▸ **PROBLEM STATEMENT**: Will you output all of the data below exactly, omitting the images?
── GIVEN DATA
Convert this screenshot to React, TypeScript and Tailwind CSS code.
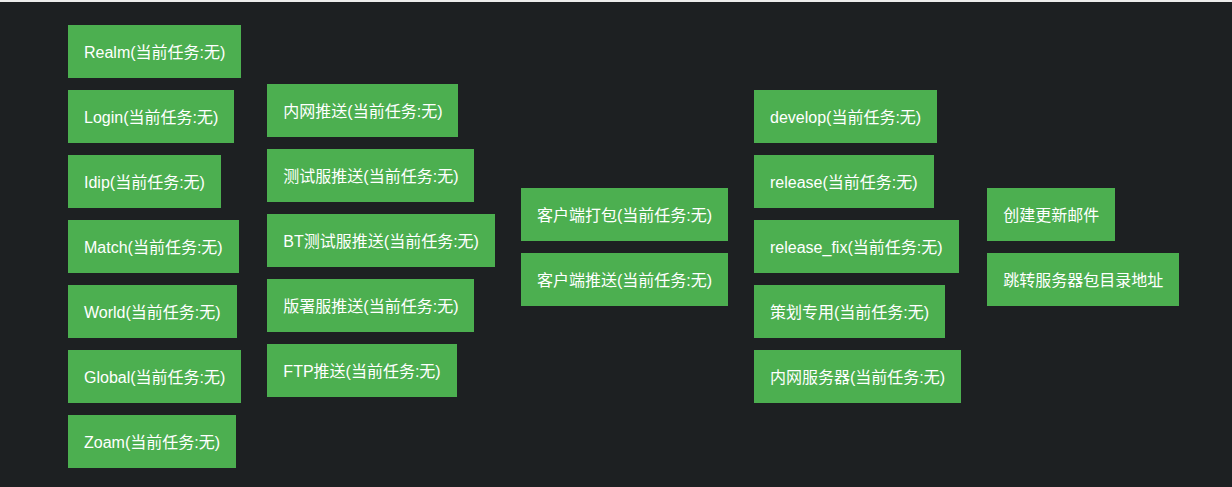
const columns: { items: string[]; extra?: string }[] = [
  {
    items: [
      'Realm(当前任务:无)',
      'Login(当前任务:无)',
      'Idip(当前任务:无)',
      'Match(当前任务:无)',
      'World(当前任务:无)',
      'Global(当前任务:无)',
      'Zoam(当前任务:无)',
    ],
  },
  {
    items: [
      '内网推送(当前任务:无)',
      '测试服推送(当前任务:无)',
      'BT测试服推送(当前任务:无)',
      '版署服推送(当前任务:无)',
      'FTP推送(当前任务:无)',
    ],
    extra: 'pb-[12px]',
  },
  {
    items: ['客户端打包(当前任务:无)', '客户端推送(当前任务:无)'],
  },
  {
    items: [
      'develop(当前任务:无)',
      'release(当前任务:无)',
      'release_fix(当前任务:无)',
      '策划专用(当前任务:无)',
      '内网服务器(当前任务:无)',
    ],
  },
  {
    items: ['创建更新邮件', '跳转服务器包目录地址'],
  },
];

function TaskButton({ label }: { label: string }) {
  return (
    <button className="h-[53px] px-4 pt-[2px] bg-[#4caf50] text-white text-[16px] leading-[21px] whitespace-nowrap text-left cursor-pointer">
      {label}
    </button>
  );
}

export default function App() {
  return (
    <div
      className="h-[487px] overflow-hidden flex flex-col bg-[#1d2022]"
      style={{ fontFamily: '"Liberation Sans", Arial, "Noto Sans CJK SC", sans-serif' }}
    >
      <div className="h-[2px] bg-[#ececec]" />
      <div className="flex-1 flex items-center gap-[26px] pl-[68px] pt-[4px]">
        {columns.map((col, i) => (
          <div key={i} className={`flex flex-col items-start gap-3 ${col.extra ?? ''}`}>
            {col.items.map((label) => (
              <TaskButton key={label} label={label} />
            ))}
          </div>
        ))}
      </div>
    </div>
  );
}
────
▸ **SOLUTION FOR THIS EXERCISE**:
Convert this screenshot to React, TypeScript and Tailwind CSS code.
const columns: { items: string[]; extra?: string }[] = [
  {
    items: [
      'Realm(当前任务:无)',
      'Login(当前任务:无)',
      'Idip(当前任务:无)',
      'Match(当前任务:无)',
      'World(当前任务:无)',
      'Global(当前任务:无)',
      'Zoam(当前任务:无)',
    ],
  },
  {
    items: [
      '内网推送(当前任务:无)',
      '测试服推送(当前任务:无)',
      'BT测试服推送(当前任务:无)',
      '版署服推送(当前任务:无)',
      'FTP推送(当前任务:无)',
    ],
    extra: 'pb-[12px]',
  },
  {
    items: ['客户端打包(当前任务:无)', '客户端推送(当前任务:无)'],
  },
  {
    items: [
      'develop(当前任务:无)',
      'release(当前任务:无)',
      'release_fix(当前任务:无)',
      '策划专用(当前任务:无)',
      '内网服务器(当前任务:无)',
    ],
  },
  {
    items: ['创建更新邮件', '跳转服务器包目录地址'],
  },
];

function TaskButton({ label }: { label: string }) {
  return (
    <button className="h-[53px] px-4 pt-[2px] bg-[#4caf50] text-white text-[16px] leading-[21px] whitespace-nowrap text-left cursor-pointer">
      {label}
    </button>
  );
}

export default function App() {
  return (
    <div
      className="h-[487px] overflow-hidden flex flex-col bg-[#1d2022]"
      style={{ fontFamily: '"Liberation Sans", Arial, "Noto Sans CJK SC", sans-serif' }}
    >
      <div className="h-[2px] bg-[#ececec]" />
      <div className="flex-1 flex items-center gap-[26px] pl-[68px] pt-[4px]">
        {columns.map((col, i) => (
          <div key={i} className={`flex flex-col items-start gap-3 ${col.extra ?? ''}`}>
            {col.items.map((label) => (
              <TaskButton key={label} label={label} />
            ))}
          </div>
        ))}
      </div>
    </div>
  );
}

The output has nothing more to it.